We are seeking skilled LLAMA Software Engineers to join a high-impact team working on cutting-edge Large Language Model (LLM) solutions for our strategic client. You will work on the implementation, fine-tuning, deployment, and integration of client’s open-source LLaMA (Large Language Model AI) models in real-world production environments.

As part of this role, you will collaborate closely with client’s AI/ML researchers, product teams, and infrastructure engineers to develop scalable, safe, and responsible generative AI applications.

⸻

Key Responsibilities

• Design, develop, and deploy applications using LLaMA and other open-source LLM architectures.

• Fine-tune and optimize large models for specific tasks using reinforcement learning, prompt engineering, LoRA, or QLoRA.

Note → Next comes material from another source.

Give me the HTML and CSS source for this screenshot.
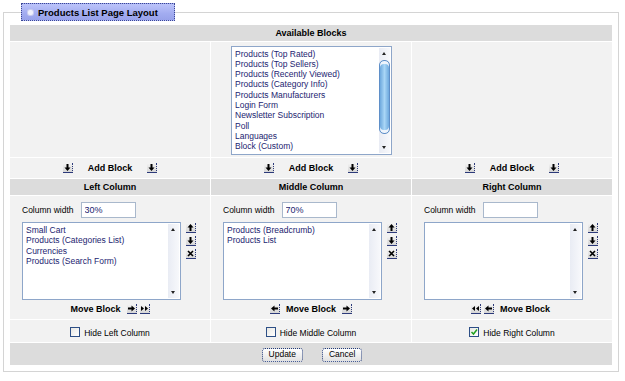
FILE: index.html
```html
<!DOCTYPE html>
<html lang="en">
    <head>
        <meta charset="UTF-8" />
        <title>Products List Page Layout</title>
        <link rel="stylesheet" href="styles.css">
    </head>
    <body>
        <fieldset class="layout-box">
            <legend><span class="bullet"></span>Products List Page Layout</legend>

            <div class="layout-grid">
                <!-- Available blocks -->
                <div class="head span-3">Available Blocks</div>
                <div class="cell"></div>
                <div class="cell avail">
                    <div class="listbox avail-list">
                        <div class="options">
                            <div>Products (Top Rated)</div>
                            <div>Products (Top Sellers)</div>
                            <div>Products (Recently Viewed)</div>
                            <div>Products (Category Info)</div>
                            <div>Products Manufacturers</div>
                            <div>Login Form</div>
                            <div>Newsletter Subscription</div>
                            <div>Poll</div>
                            <div>Languages</div>
                            <div>Block (Custom)</div>
                        </div>
                        <div class="scrollbar">
                            <span class="sb-btn sb-up"></span>
                            <span class="sb-track"><span class="sb-thumb"></span></span>
                            <span class="sb-btn sb-down"></span>
                        </div>
                    </div>
                </div>
                <div class="cell"></div>

                <!-- Add block row -->
                <div class="cell add-row">
                    <span class="ibtn"><svg viewBox="0 0 9 9"><path d="M3.5 1h2v3.5h2l-3 3.5-3-3.5h2z"/></svg></span>
                    <b>Add Block</b>
                    <span class="ibtn"><svg viewBox="0 0 9 9"><path d="M3.5 1h2v3.5h2l-3 3.5-3-3.5h2z"/></svg></span>
                </div>
                <div class="cell add-row">
                    <span class="ibtn"><svg viewBox="0 0 9 9"><path d="M3.5 1h2v3.5h2l-3 3.5-3-3.5h2z"/></svg></span>
                    <b>Add Block</b>
                    <span class="ibtn"><svg viewBox="0 0 9 9"><path d="M3.5 1h2v3.5h2l-3 3.5-3-3.5h2z"/></svg></span>
                </div>
                <div class="cell add-row">
                    <span class="ibtn"><svg viewBox="0 0 9 9"><path d="M3.5 1h2v3.5h2l-3 3.5-3-3.5h2z"/></svg></span>
                    <b>Add Block</b>
                    <span class="ibtn"><svg viewBox="0 0 9 9"><path d="M3.5 1h2v3.5h2l-3 3.5-3-3.5h2z"/></svg></span>
                </div>

                <!-- Column headers -->
                <div class="head">Left Column</div>
                <div class="head">Middle Column</div>
                <div class="head">Right Column</div>

                <!-- Left column -->
                <div class="cell column">
                    <div class="col-inner">
                        <div class="width-row">
                            <label>Column width</label>
                            <input type="text" class="width-input" value="30%">
                        </div>
                        <div class="list-row">
                            <div class="listbox col-list">
                                <div class="options">
                                    <div>Small Cart</div>
                                    <div>Products (Categories List)</div>
                                    <div>Currencies</div>
                                    <div>Products (Search Form)</div>
                                </div>
                                <div class="scrollbar">
                                    <span class="sb-btn sb-up"></span>
                                    <span class="sb-track"></span>
                                    <span class="sb-btn sb-down"></span>
                                </div>
                            </div>
                            <div class="side-btns">
                                <span class="ibtn"><svg viewBox="0 0 9 9"><path d="M4.5 1l3 3.5h-2V8h-2V4.5h-2z"/></svg></span>
                                <span class="ibtn"><svg viewBox="0 0 9 9"><path d="M3.5 1h2v3.5h2l-3 3.5-3-3.5h2z"/></svg></span>
                                <span class="ibtn"><svg viewBox="0 0 9 9"><path class="cross" d="M2 2l5 5M7 2l-5 5"/></svg></span>
                            </div>
                        </div>
                    </div>
                    <div class="move-row">
                        <b>Move Block</b>
                        <span class="ibtn"><svg viewBox="0 0 9 9"><path d="M1 3.5h3.5v-2l3.5 3-3.5 3v-2H1z"/></svg></span>
                        <span class="ibtn tight"><svg viewBox="0 0 9 9"><path d="M1 2l3 2.5L1 7zM5 2l3 2.5L5 7z"/></svg></span>
                    </div>
                </div>

                <!-- Middle column -->
                <div class="cell column">
                    <div class="col-inner">
                        <div class="width-row">
                            <label>Column width</label>
                            <input type="text" class="width-input" value="70%">
                        </div>
                        <div class="list-row">
                            <div class="listbox col-list">
                                <div class="options">
                                    <div>Products (Breadcrumb)</div>
                                    <div>Products List</div>
                                </div>
                                <div class="scrollbar">
                                    <span class="sb-btn sb-up"></span>
                                    <span class="sb-track"></span>
                                    <span class="sb-btn sb-down"></span>
                                </div>
                            </div>
                            <div class="side-btns">
                                <span class="ibtn"><svg viewBox="0 0 9 9"><path d="M4.5 1l3 3.5h-2V8h-2V4.5h-2z"/></svg></span>
                                <span class="ibtn"><svg viewBox="0 0 9 9"><path d="M3.5 1h2v3.5h2l-3 3.5-3-3.5h2z"/></svg></span>
                                <span class="ibtn"><svg viewBox="0 0 9 9"><path class="cross" d="M2 2l5 5M7 2l-5 5"/></svg></span>
                            </div>
                        </div>
                    </div>
                    <div class="move-row">
                        <span class="ibtn"><svg viewBox="0 0 9 9"><path d="M8 3.5H4.5v-2L1 4.5l3.5 3v-2H8z"/></svg></span>
                        <b>Move Block</b>
                        <span class="ibtn"><svg viewBox="0 0 9 9"><path d="M1 3.5h3.5v-2l3.5 3-3.5 3v-2H1z"/></svg></span>
                    </div>
                </div>

                <!-- Right column -->
                <div class="cell column">
                    <div class="col-inner">
                        <div class="width-row">
                            <label>Column width</label>
                            <input type="text" class="width-input" value="">
                        </div>
                        <div class="list-row">
                            <div class="listbox col-list">
                                <div class="options"></div>
                                <div class="scrollbar">
                                    <span class="sb-btn sb-up"></span>
                                    <span class="sb-track"></span>
                                    <span class="sb-btn sb-down"></span>
                                </div>
                            </div>
                            <div class="side-btns">
                                <span class="ibtn"><svg viewBox="0 0 9 9"><path d="M4.5 1l3 3.5h-2V8h-2V4.5h-2z"/></svg></span>
                                <span class="ibtn"><svg viewBox="0 0 9 9"><path d="M3.5 1h2v3.5h2l-3 3.5-3-3.5h2z"/></svg></span>
                                <span class="ibtn"><svg viewBox="0 0 9 9"><path class="cross" d="M2 2l5 5M7 2l-5 5"/></svg></span>
                            </div>
                        </div>
                    </div>
                    <div class="move-row">
                        <span class="ibtn tight"><svg viewBox="0 0 9 9"><path d="M4 2L1 4.5 4 7zM8 2L5 4.5 8 7z"/></svg></span>
                        <span class="ibtn"><svg viewBox="0 0 9 9"><path d="M8 3.5H4.5v-2L1 4.5l3.5 3v-2H8z"/></svg></span>
                        <b>Move Block</b>
                    </div>
                </div>

                <!-- Hide column checkboxes -->
                <div class="cell hide-row"><span class="check"></span>Hide Left Column</div>
                <div class="cell hide-row"><span class="check"></span>Hide Middle Column</div>
                <div class="cell hide-row">
                    <span class="check checked"><svg viewBox="0 0 8 8"><path d="M1.5 4l2 2 3.5-4.5"/></svg></span>Hide Right Column
                </div>

                <!-- Form buttons -->
                <div class="head span-3 footer">
                    <button class="form-btn">Update</button>
                    <button class="form-btn">Cancel</button>
                </div>
            </div>
        </fieldset>
    </body>
</html>
```

FILE: styles.css
```css
body {
    margin: 0;
    background: #fff;
    font-family: "Liberation Sans", Arial, sans-serif;
    font-size: 8.5px;
    color: #000;
}

.layout-box {
    width: 602px;
    margin: 3px 0 0 3px;
    padding: 4px 6px 6px 6px;
    border: 1px solid #d4d4d4;
}

.layout-box legend {
    display: flex;
    align-items: center;
    box-sizing: border-box;
    height: 18px;
    margin-left: 11px;
    padding: 0 16px 0 6px;
    border: 1px dotted #3b4796;
    background: linear-gradient(#bcc4fa, #a2acf0 60%, #98a2ea);
    font-size: 9.5px;
    font-weight: bold;
}

.bullet {
    width: 5px;
    height: 5px;
    margin-right: 5px;
    border-radius: 2px;
    background: #eef0fc;
    box-shadow: 0 0 0 1px #c8ccf0;
}

.layout-grid {
    display: grid;
    grid-template-columns: repeat(3, 1fr);
    grid-template-rows: 16px 115px 20px 16px 123px 22px 22px;
    gap: 1px;
}

.span-3 {
    grid-column: span 3;
}

.head {
    background: #dcdcdc;
    font-weight: bold;
    font-size: 9px;
    text-align: center;
    line-height: 16px;
}

.cell {
    background: #f2f2f2;
}

/* listboxes */
.avail {
    display: flex;
    justify-content: center;
    align-items: center;
    padding-left: 1px;
}

.listbox {
    display: flex;
    box-sizing: border-box;
    background: #fff;
    border: 1px solid #8ea6c9;
}

.avail-list {
    width: 161px;
    height: 109px;
    margin-top: 1px;
}

.col-list {
    width: 159px;
    height: 78px;
}

.options {
    flex: 1;
    padding: 2px 3px;
    color: #1c2470;
    line-height: 10.3px;
    white-space: nowrap;
}

.scrollbar {
    display: flex;
    flex-direction: column;
    width: 11px;
    margin: 1px 1px 1px 0;
    background: linear-gradient(to right, #e9ecf4, #f7f8fb);
}

.sb-btn {
    position: relative;
    height: 11px;
}

.sb-btn::after {
    content: "";
    position: absolute;
    left: 3px;
    top: 4px;
    border-left: 2.5px solid transparent;
    border-right: 2.5px solid transparent;
}

.sb-up::after {
    border-bottom: 3px solid #222;
}

.sb-down::after {
    border-top: 3px solid #222;
}

.sb-track {
    flex: 1;
    display: flex;
    flex-direction: column;
}

.sb-thumb {
    height: 72px;
    margin-top: 1px;
    border: 1px solid #5f8fc8;
    border-radius: 5px;
    background: linear-gradient(to right, #6ea9de, #a9d6f6 50%, #6ea9de);
    box-shadow: inset 0 3px 0 #eef4fc, inset 0 -3px 0 #eef4fc;
}

/* small icon buttons */
.ibtn {
    display: inline-flex;
    box-sizing: border-box;
    width: 10px;
    height: 10px;
    background: linear-gradient(#f4f4f4, #d6d6d6);
    border-right: 1px dotted #2c3a7a;
    border-bottom: 1px solid #2c3a7a;
}

.ibtn svg {
    width: 9px;
    height: 9px;
    fill: #000;
}

.ibtn .cross {
    fill: none;
    stroke: #000;
    stroke-width: 1.6;
}

.add-row {
    display: flex;
    justify-content: center;
    align-items: center;
    gap: 15px;
    font-size: 9px;
}

/* column cells */
.column {
    display: flex;
    flex-direction: column;
    align-items: center;
}

.col-inner {
    width: 177px;
    margin-top: 6px;
    padding-left: 1px;
}

.width-row {
    display: flex;
    align-items: center;
    gap: 7px;
}

.width-input {
    box-sizing: border-box;
    width: 55px;
    height: 16px;
    padding: 0 3px;
    border: 1px solid #a9b8cc;
    font: inherit;
    font-size: 9px;
    color: #1c2470;
}

.list-row {
    display: flex;
    gap: 5px;
    margin-top: 4px;
}

.side-btns {
    display: flex;
    flex-direction: column;
    gap: 3px;
    padding-top: 1px;
}

.move-row {
    display: flex;
    align-items: center;
    gap: 6px;
    margin-top: 4px;
    font-size: 9px;
}

.move-row .tight {
    margin-left: -3px;
    margin-right: -3px;
}

.move-row .ibtn + .tight {
    margin-right: 0;
}

/* hide checkboxes */
.hide-row {
    display: flex;
    justify-content: center;
    align-items: center;
    gap: 4px;
    padding-top: 4px;
}

.check {
    display: inline-flex;
    box-sizing: border-box;
    width: 10px;
    height: 10px;
    margin-top: -3px;
    background: linear-gradient(135deg, #e8e8e4, #fff);
    border: 1px solid #2d4f86;
}

.check svg {
    width: 8px;
    height: 8px;
    fill: none;
    stroke: #21a121;
    stroke-width: 1.5;
}

/* footer buttons */
.footer {
    display: flex;
    justify-content: center;
    align-items: center;
    gap: 19px;
    padding-left: 2px;
    padding-top: 1px;
}

.form-btn {
    height: 14px;
    padding: 0 6px;
    border: 1px dotted #223a78;
    border-radius: 3px;
    background: linear-gradient(#ffffff, #e2e2e2);
    font-family: inherit;
    font-size: 8.5px;
    font-weight: normal;
    line-height: 11px;
    color: #000;
}
```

• Collaborate with client stakeholders to integrate LLMs into products like search, recommendation, support automation, and content generation.

• Build robust APIs, pipelines, and tools to support LLM inference, performance monitoring, and scalability.

• Address bias, toxicity, latency, and cost-efficiency in LLM outputs in compliance with client’s responsible AI guidelines.

• Contribute to open-source efforts or internal model innovation, benchmarking, and performance improvements.

⸻

Required Qualifications

• Bachelor’s or Master’s degree in Computer Science, Machine Learning, Artificial Intelligence, or related field.

• 3–7 years of experience in software engineering with at least 1–2 years working on LLMs, transformers, or generative AI.

• Hands-on experience with LLaMA, GPT, PaLM, Mistral, or similar models using libraries like Hugging Face Transformers, PyTorch, DeepSpeed, Ray, or Accelerate.

• Solid knowledge of fine-tuning techniques, distributed training, and inference optimization (e.g., quantization, model pruning).

• Proficiency in Python and strong engineering practices (version control, CI/CD, unit testing).

• Familiarity with client’s ecosystem or equivalent (FAIR, PyTorch/Xformers, FBGEMM, etc.) is a plus.

⸻

Preferred Skills

• Experience deploying LLMs in production environments at scale.

• Familiarity with MLOps platforms (e.g., MLFlow, SageMaker, Weights & Biases).

• Experience with multimodal models, agent frameworks (AutoGPT, LangChain, Open Agents), or retrieval-augmented generation (RAG) pipelines.

• Background in privacy-preserving ML, RLHF, or embedding-based search.